A Hybrid Temporal-spectral Load Forecasting Model with Static Context Fusion for Smart Cities
Tipo de documento: Artículo
Fecha de publicación: Mayo 2026
URI: https://repositorio.unib.org/id/eprint/28808
DOI: http://doi.org/10.1007/s44196-026-01336-6
Resumen:
Accurate short-term electricity load forecasting is essential for reliable and efficient smart city energy management, particularly in environments characterized by high-dimensional, heterogeneous, and noisy multivariate signals. However, existing forecasting models often struggle to simultaneously capture nonlinear temporal dependencies, multi-scale periodicity, and static contextual influences within a unified framework. To address this challenge, this study proposes a hybrid deep learning architecture that integrates Bidirectional Long Short-Term Memory (BiLSTM) for temporal modeling, an additive attention mechanism for adaptive time-step weighting, Fast Fourier Transform (FFT)-based frequency residual learning for periodicity extraction, and embedding-based static feature fusion for contextual representation.
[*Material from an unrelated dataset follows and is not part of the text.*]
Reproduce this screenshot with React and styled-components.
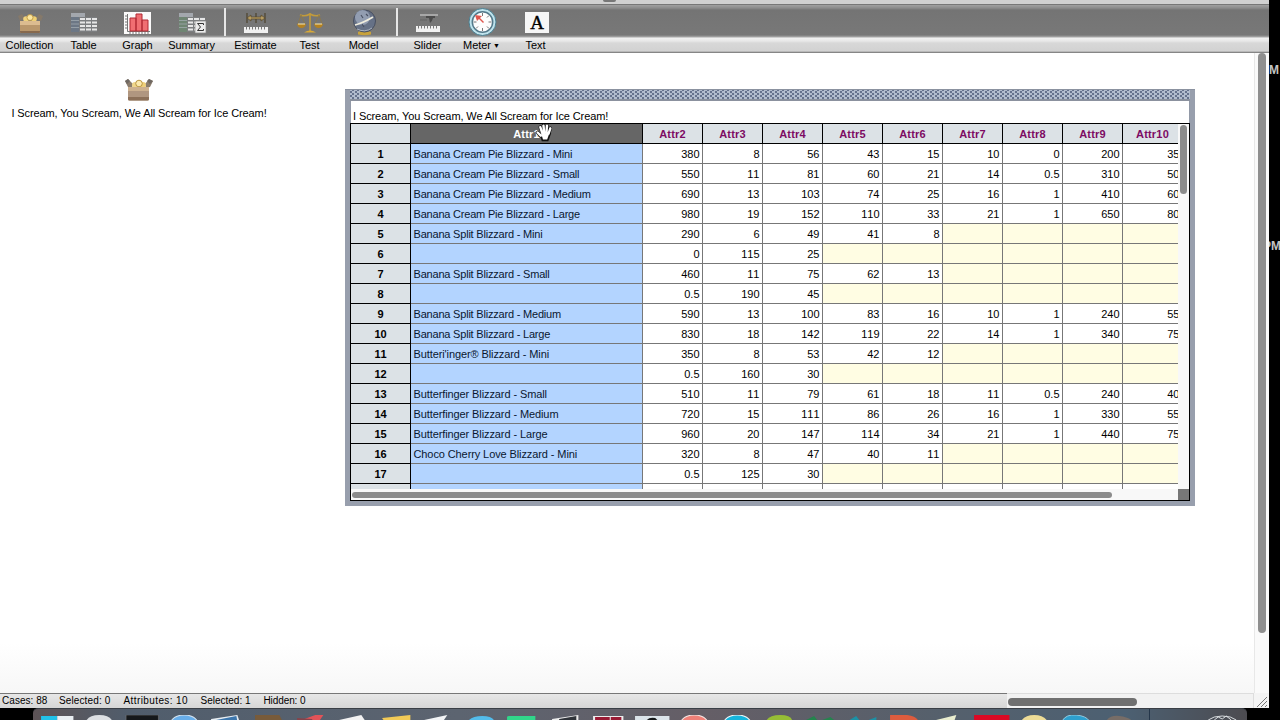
import React from 'react';
import styled, { createGlobalStyle } from 'styled-components';

const GlobalStyle = createGlobalStyle`
    * {
        box-sizing: border-box;
    }

    body {
        margin: 0;
        background: #000;
        font-family: 'Liberation Sans', Arial, sans-serif;
        overflow: hidden;
    }
`;

const Desktop = styled.div`
    position: relative;
    width: 1280px;
    height: 720px;
    background: #000;
    overflow: hidden;
`;

const AppWindow = styled.div`
    position: relative;
    display: flex;
    flex-direction: column;
    width: 1269px;
    height: 708px;
    background: #fff;
`;

const ClockText = styled.div`
    position: absolute;
    top: ${({ $top }) => $top}px;
    left: ${({ $left }) => $left}px;
    font: bold 12px/14px 'Liberation Sans', sans-serif;
    color: #c4c4c4;
    white-space: nowrap;
`;

/* Toolbar */

const TitleStrip = styled.div`
    display: flex;
    justify-content: center;
    flex: none;
    height: 5px;
    padding-right: 51px;
    background: #d0d0d0;
    border-bottom: 1px solid #777;
`;

const TitleIcon = styled.div`
    width: 13px;
    height: 2px;
    background: #777;
    border-radius: 0 0 3px 3px;
`;

const Toolbar = styled.div`
    display: flex;
    flex: none;
    height: 48px;
    padding-left: 2.5px;
    background: linear-gradient(
        #a0a0a0 0, #8c8c8c 3px, #747474 5px, #787878 30px,
        #a8a8a8 32px, #f2f2f2 33px, #e8e8e8 36px, #d8d8d8 38px, #d2d2d2 46px, #a0a0a0 47px, #6c6c6c 48px
    );
`;

const Tool = styled.div`
    display: flex;
    flex-direction: column;
    align-items: center;
    width: 54px;

    svg {
        display: block;
        width: 32px;
        height: 32px;
        margin-top: 1px;
    }
`;

const ToolLabel = styled.div`
    height: 14px;
    font-size: 11px;
    line-height: 14px;
    letter-spacing: -0.05px;
    color: #000;
    white-space: nowrap;

    small {
        margin-left: 2px;
        font-size: 7px;
        vertical-align: 1px;
    }
`;

const ToolDivider = styled.div`
    width: 2px;
    height: 28px;
    margin: 3px 2.5px 0 5.5px;
    background: #e6e6e6;
`;

/* Canvas */

const Main = styled.div`
    display: flex;
    flex: 1;
    min-height: 0;
`;

const Canvas = styled.div`
    position: relative;
    flex: 1;
    background: linear-gradient(#fff 590px, #f7f7f7 640px);
`;

const MainScroll = styled.div`
    width: 15px;
    padding: 0 3px 0 3px;
    background: #fafafa;
    border-left: 1px solid #e8e8e8;
`;

const MainThumb = styled.div`
    width: 8px;
    height: 580px;
    border-radius: 4px;
    background: #8f8f8f;
`;

const CollectionItem = styled.div`
    position: absolute;
    left: 11px;
    top: 25px;
    display: flex;
    flex-direction: column;
    align-items: center;
    gap: 3px;
    width: 256px;

    svg {
        width: 28px;
        height: 24px;
    }
`;

const CollectionName = styled.div`
    height: 16px;
    font-size: 11px;
    line-height: 16px;
    letter-spacing: -0.1px;
    white-space: nowrap;
`;

/* Case table */

const TableFrame = styled.div`
    position: absolute;
    left: 345px;
    top: 36px;
    display: flex;
    flex-direction: column;
    width: 850px;
    height: 417px;
    padding: 0 5px 5px;
    background: #989fad;
    border-top: 1px solid #8b92a0;
`;

const DragBar = styled.div`
    flex: none;
    height: 11px;
    background:
        radial-gradient(circle at 1px 1px, #65708c 0.7px, transparent 1.2px) 0 1px / 5px 4px,
        radial-gradient(circle at 1px 1px, #65708c 0.7px, transparent 1.2px) 2px 3px / 5px 4px,
        #b2bbcd;
    border-bottom: 2px solid #8b919e;
`;

const TableBody = styled.div`
    display: flex;
    flex-direction: column;
    flex: 1;
    min-height: 0;
    background: #fff;
    border: 1px solid #000;
    border-top: 0;
`;

const TableTitle = styled.div`
    flex: none;
    height: 22px;
    margin: 0 -1px;
    padding: 8px 0 0 2px;
    font-size: 11px;
    line-height: 15px;
    letter-spacing: -0.1px;
    white-space: nowrap;
    border: 1px solid #9299a7;
    border-width: 0 1px;
`;

const TableMain = styled.div`
    display: flex;
    height: 366px;
    border-top: 1px solid #000;
`;

const Grid = styled.div`
    width: 827px;
    overflow: hidden;
`;

const Row = styled.div`
    display: grid;
    grid-template-columns: 60px 232px repeat(9, 60px);
    grid-template-rows: 20px;
    width: 832px;
    height: 20px;
`;

const Cell = styled.div`
    padding-right: 2.5px;
    font-size: 11px;
    font-kerning: none;
    line-height: 20px;
    text-align: right;
    white-space: nowrap;
    background: ${({ $blank }) => ($blank ? '#fffde3' : '#fff')};
    border-right: 1px solid #777;
    border-bottom: 1px solid #777;
`;

const NameCell = styled(Cell)`
    padding: 0 0 0 2.5px;
    text-align: left;
    letter-spacing: ${({ $spacing }) => $spacing || -0.2}px;
    color: #0a1730;
    background: #b3d4ff;
`;

const RowHead = styled(Cell)`
    padding: 0;
    text-align: center;
    font-weight: bold;
    background: #dce2e6;
    border-color: #000;
`;

const ColumnHead = styled(RowHead)`
    letter-spacing: 0.2px;
    color: ${({ $selected }) => ($selected ? '#fff' : '#7d0a63')};
    background: ${({ $selected }) => ($selected ? '#666' : '#dce2e6')};
`;

const VScroll = styled.div`
    width: 11px;
    padding: 1px 2px;
    background: #f8f8f8;
`;

const VThumb = styled.div`
    width: 7px;
    height: 69px;
    border-radius: 4px;
    background: #8b8b8b;
`;

const HScroll = styled.div`
    display: flex;
    align-items: center;
    justify-content: space-between;
    height: 11px;
    padding-left: 1px;
    background: #f8f8f8;
`;

const HThumb = styled.div`
    width: 760px;
    height: 6px;
    border-radius: 3px;
    background: #8b8b8b;
`;

const GrowBox = styled.div`
    width: 11px;
    height: 11px;
    background: #777;
`;

const Hand = styled.svg`
    position: absolute;
    left: 535px;
    top: 70px;
    width: 18px;
    height: 19px;
`;

/* Status bar */

const StatusBar = styled.div`
    display: flex;
    flex: none;
    height: 15px;
    background: linear-gradient(#e8e8e8, #d6d6d6);
`;

const StatusTexts = styled.div`
    display: flex;
    width: 1007px;
    padding-left: 2px;
    font-size: 10px;
    line-height: 14px;
    border-top: 1px solid #777;
`;

const StatusText = styled.div`
    width: ${({ $width }) => $width}px;
    letter-spacing: ${({ $spacing }) => $spacing}px;
    white-space: nowrap;
`;

const StatusScroll = styled.div`
    width: 247px;
    padding: 4px 0 0 1px;
    background: #f2f2f2;
    border-top: 1px solid #ddd;
    border-right: 1px solid #ddd;
`;

const StatusThumb = styled.div`
    width: 129px;
    height: 8px;
    border-radius: 4px;
    background: #707070;
`;

/* Dock */

const Dock = styled.div`
    display: flex;
    width: 1214px;
    height: 12px;
    margin-left: 33px;
    padding: 6px 0 0 3px;
    background: linear-gradient(90deg, #5d5356, #505d6c 8%, #5c6470 35%, #655e66 55%, #55606c 75%, #4c6072 90%, #4c4b50);
    border-top: 1px solid #3a3f46;
    border-radius: 5px 5px 0 0;
`;

const DockIcon = styled.svg`
    flex: none;
    width: 42.48px;
    height: 5px;
`;

const DockDivider = styled.div`
    width: 1px;
    height: 12px;
    margin: -6px 51px 0 9px;
    background: #24364a;
`;

const BoxIcon = () => (
    <svg viewBox="0 0 28 24">
        <path d="M3 9L0 3l3-2 5 5-1 4zM25 9l3-6-4-2-4 5 1 4z" fill="#8a7c6d" />
        <path d="M0 3l3-2 2 2-3 3zM28 3l-4-2-2 2 3 3z" fill="#6f6862" />
        <circle cx="10" cy="7" r="3" fill="#f0d68a" />
        <circle cx="18" cy="7" r="3" fill="#efd07a" />
        <circle cx="14" cy="5.500" r="3.300" fill="#fbe9ae" stroke="#b28b35" strokeWidth=".9" />
        <path d="M3 9h21v12q0 1.500-1.500 1.500h-18Q3 22.500 3 21z" fill="#b09680" />
        <path d="M3 9h21v4H3z" fill="#cdb190" />
        <path d="M3 19h21v2q0 1.500-1.500 1.500h-18Q3 22.500 3 21z" fill="#8c7059" />
    </svg>
);

const CollectionIcon = () => (
    <svg viewBox="0 0 32 32">
        <path d="M6 15l-2-5 4-2 3 4zM27 15l2-5-4-2-3 4z" fill="#85796a" />
        <circle cx="12" cy="13" r="2.8" fill="#f0d27c" />
        <circle cx="20" cy="13" r="2.8" fill="#efcf73" />
        <circle cx="16" cy="11.500" r="3" fill="#fbe6a0" stroke="#b99038" strokeWidth=".8" />
        <path d="M6 15h20v11q0 1-1 1H7q-1 0-1-1z" fill="#b9976c" />
        <path d="M6 15h20v4H6z" fill="#dcbc90" />
        <path d="M6 25h20v1q0 1-1 1H7q-1 0-1-1z" fill="#87694d" />
    </svg>
);

const SheetDrawing = ({ head }) => (
    <>
        <path d="M3 7h14v4H3z" fill="#a3a7ad" />
        <path d="M3 11h8v15H3z" fill={head} />
        <path d="M11 11h18v15H11z" fill="#7c7e80" />
        <path d="M3 14.500h8M3 18h8M3 21.500h8" stroke="#a8b0b6" strokeWidth=".7" />
        <path
            d="M12 13h5M18 13h5M24 13h5M12 16.500h5M18 16.500h5M24 16.500h5M12 20h5M18 20h5M24 20h5M12 23.500h5M18 23.500h5M24 23.500h5"
            stroke="#e6e6e6"
            strokeWidth="2"
        />
    </>
);

const TableIcon = () => (
    <svg viewBox="0 0 32 32">
        <SheetDrawing head="#6c7785" />
    </svg>
);

const SummaryIcon = () => (
    <svg viewBox="0 0 32 32">
        <SheetDrawing head="#6f8573" />
        <path d="M19 15h11v12H19z" fill="#ececec" stroke="#888" strokeWidth=".7" />
        <path d="M27.500 19v-1.500h-6l3 3.500-3 3.500h6V23" fill="none" stroke="#333" />
    </svg>
);

const GraphIcon = () => (
    <svg viewBox="0 0 32 32">
        <path d="M2 6h27v22H2z" fill="#fbfafa" />
        <path d="M5.500 8v17.500H28M3 10h2M3 13h2M3 16h2M3 19h2M3 22h2M8 26v2M11 26v2M14 26v2M17 26v2M20 26v2M23 26v2M26 26v2" fill="none" stroke="#555" strokeWidth=".8" />
        <path d="M8 12h6v13H8zM14 8h6v17h-6zM20 14h6v11h-6z" fill="#f06e72" stroke="#b12933" />
    </svg>
);

const Ruler = ({ y }) => (
    <>
        <path d={`M4 ${y}h24v6H4z`} fill="#f1f1f1" />
        <path d={`M6.500 ${y}v2.500M9.500 ${y}v2.500M12.500 ${y}v2.500M15.500 ${y}v2.500M18.500 ${y}v2.500M21.500 ${y}v2.500M24.500 ${y}v2.500`} stroke="#777" />
    </>
);

const EstimateIcon = () => (
    <svg viewBox="0 0 32 32">
        <path d="M7 7v10M16 7v10M25 7v10" stroke="#4d432d" strokeWidth="1.200" />
        <path d="M7 12l4-3v2h10V9l4 3-4 3v-2H11v2z" fill="#b59b61" stroke="#544629" strokeWidth=".7" />
        <Ruler y={21} />
    </svg>
);

const TestIcon = () => (
    <svg viewBox="0 0 32 32">
        <path d="M16 7v18M6 9q5 2 10-1 5 3 10 1" fill="none" stroke="#c29b3b" strokeWidth="1.600" />
        <path d="M7 9L4 18M7 9l4 9M25 9l-4 9M25 9l3 9" fill="none" stroke="#8e7846" strokeWidth=".8" />
        <path d="M3 18h9q-1 4-4.500 4T3 18zM20 18h9q-1 4-4.500 4T20 18z" fill="#b58220" />
        <path d="M4 18h7M21 18h7" stroke="#f7e6ad" />
        <path d="M10 26.500q6-4 12 0z" fill="#d8a937" />
    </svg>
);

const ModelIcon = () => (
    <svg viewBox="0 0 32 32">
        <path d="M10 26q6-4 13 0v2.500q-6 1.500-13 0z" fill="#c8a23b" />
        <circle cx="16.500" cy="15" r="11" fill="#667186" stroke="#484f60" />
        <circle cx="14.500" cy="11.500" r="7.500" fill="#929db1" />
        <path d="M7 19q8-2 18-8" fill="none" stroke="#f0edde" strokeWidth="1.800" />
        <path d="M13 9l2 3M18 8l2 2M14 18l2 3" fill="none" stroke="#4b5264" strokeWidth="1.200" />
        <path d="M9 23q8 4 15-1" fill="none" stroke="#aab2be" />
    </svg>
);

const SliderIcon = () => (
    <svg viewBox="0 0 32 32">
        <path d="M8 8h18v2H8z" fill="#a7a7a7" />
        <path d="M14 10h9v2h-2q-1 4-3 5l-1-5h-3z" fill="#4b4b4b" />
        <path d="M8 14h7" stroke="#626262" />
        <Ruler y={20} />
    </svg>
);

const MeterIcon = () => (
    <svg viewBox="0 0 32 32">
        <circle cx="16.500" cy="16" r="13.500" fill="#bfe3ec" stroke="#4b7f91" />
        <circle cx="16.500" cy="16" r="10.200" fill="#fdfdfd" stroke="#53798a" strokeWidth="1.500" />
        <path d="M16.500 7v3M16.500 22v3M7.500 16h3M22.500 16h3M23 9.500l-2 2M10 22.500l2-2M23 22.500l-2-2" stroke="#777" />
        <path d="M9 9l2 6 2-2 4 4 1-1-4-4 2-2z" fill="#e0574e" />
    </svg>
);

const TextIcon = () => (
    <svg viewBox="0 0 32 32">
        <path d="M5 6h24v21H5z" fill="#f6f6f6" />
        <text x="17" y="22.500" textAnchor="middle" fontFamily="Liberation Serif, serif" fontSize="19" stroke="#000" strokeWidth=".4">A</text>
    </svg>
);

const toolGroups = [
    [
        { label: 'Collection', Icon: CollectionIcon },
        { label: 'Table', Icon: TableIcon },
        { label: 'Graph', Icon: GraphIcon },
        { label: 'Summary', Icon: SummaryIcon },
    ],
    [
        { label: 'Estimate', Icon: EstimateIcon },
        { label: 'Test', Icon: TestIcon },
        { label: 'Model', Icon: ModelIcon },
    ],
    [
        { label: 'Slider', Icon: SliderIcon },
        { label: 'Meter', Icon: MeterIcon, menu: true },
        { label: 'Text', Icon: TextIcon },
    ],
];

const columns = ['Attr2', 'Attr3', 'Attr4', 'Attr5', 'Attr6', 'Attr7', 'Attr8', 'Attr9', 'Attr10'];

const cases = [
    ['Banana Cream Pie Blizzard - Mini', 380, 8, 56, 43, 15, 10, 0, 200, 35],
    ['Banana Cream Pie Blizzard - Small', 550, 11, 81, 60, 21, 14, 0.5, 310, 50],
    ['Banana Cream Pie Blizzard - Medium', 690, 13, 103, 74, 25, 16, 1, 410, 60],
    ['Banana Cream Pie Blizzard - Large', 980, 19, 152, 110, 33, 21, 1, 650, 80],
    ['Banana Split Blizzard - Mini', 290, 6, 49, 41, 8],
    ['', 0, 115, 25],
    ['Banana Split Blizzard - Small', 460, 11, 75, 62, 13],
    ['', 0.5, 190, 45],
    ['Banana Split Blizzard - Medium', 590, 13, 100, 83, 16, 10, 1, 240, 55],
    ['Banana Split Blizzard - Large', 830, 18, 142, 119, 22, 14, 1, 340, 75],
    ["Butteri'inger® Blizzard - Mini", 350, 8, 53, 42, 12],
    ['', 0.5, 160, 30],
    ['Butterfinger Blizzard - Small', 510, 11, 79, 61, 18, 11, 0.5, 240, 40],
    ['Butterfinger Blizzard - Medium', 720, 15, 111, 86, 26, 16, 1, 330, 55],
    ['Butterfinger Blizzard - Large', 960, 20, 147, 114, 34, 21, 1, 440, 75],
    ['Choco Cherry Love Blizzard - Mini', 320, 8, 47, 40, 11],
    ['', 0.5, 125, 30],
];

const statusItems = [
    { text: 'Cases: 88', width: 57, spacing: 0.05 },
    { text: 'Selected: 0', width: 64.5, spacing: 0.12 },
    { text: 'Attributes: 10', width: 77, spacing: 0.4 },
    { text: 'Selected: 1', width: 63, spacing: 0 },
    { text: 'Hidden: 0', width: 60, spacing: -0.1 },
];

const dockIcons = [
    <><path d="M5 1h16v5H5z" fill="#22c1e8" /><path d="M21 1h16v5H21z" fill="#e9eef2" /></>,
    <path d="M8 6q3-6 13-6t13 6z" fill="#dcdfe3" />,
    <path d="M5 0h32v6H5z" fill="#15181b" stroke="#777" strokeWidth=".6" />,
    <path d="M8 6q4-6 13-6t13 6z" fill="#68aeea" stroke="#d5e3ef" />,
    <><path d="M5 4l26-4 2 6H5z" fill="#e7edf2" /><path d="M10 5l20-4 1 5H10z" fill="#3e77ad" /></>,
    <path d="M7 0h24l3 6H7z" fill="#785b3a" />,
    <><path d="M8 6l16-6h8l-4 6z" fill="#e25358" /><path d="M6 3l15 1v2H6z" fill="#86434b" /></>,
    <path d="M6 5L28 0l4 6H8z" fill="#f2f2f2" />,
    <path d="M6 3L34 0v6H8z" fill="#f2ca57" />,
    <path d="M6 5L29 0l-4 6H9z" fill="#f2f4f6" />,
    <path d="M7 6q4-5 14-5t12 5z" fill="#53bceb" />,
    <path d="M4 2q0-1 2-1h26v5H4z" fill="#31d68a" />,
    <><path d="M6 4l26-4v6H6z" fill="#ececec" /><path d="M13 4l17-3v5H13z" fill="#30343a" /></>,
    <><path d="M5 1h30v5H5z" fill="#ececec" /><path d="M7 2h26v4H7z" fill="#9a1b35" /><path d="M22 2v4" stroke="#eee" /></>,
    <><path d="M4 1h34v5H4z" fill="#dbe3e9" /><path d="M15 6q2-4 9-3l3 3z" fill="#15181a" /></>,
    <path d="M8 6q4-6 13-6t13 6z" fill="#f08078" stroke="#f4e6e3" />,
    <path d="M8 6q4-6 13-6t13 6z" fill="#16b4dc" stroke="#eff7f9" />,
    <path d="M8 6q3-6 14-6t12 6z" fill="#96bd35" />,
    <path d="M6 5l8-4 3 4zM22 5l8-3 5 4z" fill="#24844d" />,
    <path d="M5 6l8-5 4 5zM23 6l10-4v4z" fill="#1c91a6" />,
    <path d="M5 0h17q9 1 11 6H5z" fill="#dd5c3e" />,
    <path d="M8 5L28 0l-2 6H9z" fill="#e9edcf" />,
    <path d="M4 0h35v6H4z" fill="#dc0924" />,
    <path d="M8 6q4-6 13-6t13 6z" fill="#ecdb96" />,
    <path d="M7 6q4-7 14-6t13 6z" fill="#2e9fce" stroke="#a8d9eb" strokeWidth=".8" />,
    <path d="M8 6q4-6 13-5t13 5z" fill="#776d67" />,
];

const App = () => (
    <>
        <GlobalStyle />
        <Desktop>
            <ClockText $top={63} $left={1269}>M</ClockText>
            <ClockText $top={239} $left={1263}>PM</ClockText>

            <AppWindow>
                <TitleStrip>
                    <TitleIcon />
                </TitleStrip>
                <Toolbar>
                    {toolGroups.map((group, i) => (
                        <React.Fragment key={i}>
                            {i > 0 && <ToolDivider />}
                            {group.map(({ label, Icon, menu }) => (
                                <Tool key={label}>
                                    <Icon />
                                    <ToolLabel>
                                        {label}
                                        {menu && <small>▼</small>}
                                    </ToolLabel>
                                </Tool>
                            ))}
                        </React.Fragment>
                    ))}
                </Toolbar>

                <Main>
                    <Canvas>
                        <CollectionItem>
                            <BoxIcon />
                            <CollectionName>I Scream, You Scream, We All Scream for Ice Cream!</CollectionName>
                        </CollectionItem>

                        <TableFrame>
                            <DragBar />
                            <TableBody>
                                <TableTitle>I Scream, You Scream, We All Scream for Ice Cream!</TableTitle>
                                <TableMain>
                                    <Grid>
                                        <Row>
                                            <ColumnHead />
                                            <ColumnHead $selected>Attr1</ColumnHead>
                                            {columns.map((name) => (
                                                <ColumnHead key={name}>{name}</ColumnHead>
                                            ))}
                                        </Row>
                                        {cases.map(([name, ...values], i) => (
                                            <Row key={i}>
                                                <RowHead>{i + 1}</RowHead>
                                                <NameCell $spacing={name.startsWith('Banana') ? -0.2 : -0.1}>{name}</NameCell>
                                                {columns.map((column, j) => (
                                                    <Cell key={column} $blank={values[j] === undefined}>
                                                        {values[j]}
                                                    </Cell>
                                                ))}
                                            </Row>
                                        ))}
                                        <Row>
                                            <RowHead />
                                            <NameCell />
                                            {columns.map((column) => (
                                                <Cell key={column} />
                                            ))}
                                        </Row>
                                    </Grid>
                                    <VScroll>
                                        <VThumb />
                                    </VScroll>
                                </TableMain>
                                <HScroll>
                                    <HThumb />
                                    <GrowBox />
                                </HScroll>
                            </TableBody>
                        </TableFrame>

                        <Hand viewBox="0 0 17 18">
                            <g strokeLinecap="round" strokeLinejoin="round" fill="none">
                                <path d="M2.500 9l3 3M5 4l2 5M8 2.500l.7 6M11.300 2.500l-.5 6M14.500 5l-1.500 5" stroke="#111" strokeWidth="3.400" />
                                <path d="M5 10l8-1.500 1.500 1-2.500 7H7z" stroke="#111" strokeWidth="1.600" fill="#fff" />
                                <path d="M2.500 9l3 3M5 4l2 6M8 2.500l.7 7M11.300 2.500l-.5 7M14.500 5l-1.700 5" stroke="#fff" strokeWidth="2.300" />
                            </g>
                        </Hand>
                    </Canvas>
                    <MainScroll>
                        <MainThumb />
                    </MainScroll>
                </Main>

                <StatusBar>
                    <StatusTexts>
                        {statusItems.map(({ text, width, spacing }, i) => (
                            <StatusText key={i} $width={width} $spacing={spacing}>{text}</StatusText>
                        ))}
                    </StatusTexts>
                    <StatusScroll>
                        <StatusThumb />
                    </StatusScroll>
                    <svg width="15" height="15" viewBox="0 0 15 15">
                        <path d="M0 0h15v15H0z" fill="#f4f4f4" />
                        <path d="M3 14L13 4M7 14l6-6M11 14l2-2" stroke="#777" />
                    </svg>
                </StatusBar>
            </AppWindow>

            <Dock>
                {dockIcons.map((icon, i) => (
                    <DockIcon key={i} viewBox="0 0 42 5" preserveAspectRatio="none">{icon}</DockIcon>
                ))}
                <DockDivider />
                <DockIcon viewBox="0 0 42 5">
                    <path d="M7 5q5-4 14-4t14 4M13 5l4-3 4 2 4-3 5 4" fill="none" stroke="#d9dde0" />
                </DockIcon>
            </Dock>
        </Desktop>
    </>
);

export default App;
The model is evaluated on the ISO-NE Smart City Energy Dataset for next-hour electricity load forecasting using a two-week input window (336 hours). Experimental results demonstrate that the proposed hybrid framework significantly improves predictive accuracy, achieving an RMSE of 25.51 kW and an R of 0.9905, outperforming recurrent, convolutional, and transformer-based baselines under identical evaluation settings. Ablation analysis confirms that temporal attention and frequency-domain residual modeling contribute substantially to performance gains. These findings indicate that joint temporal–spectral modeling combined with static contextual fusion provides a robust and effective solution for complex smart-city electricity forecasting tasks.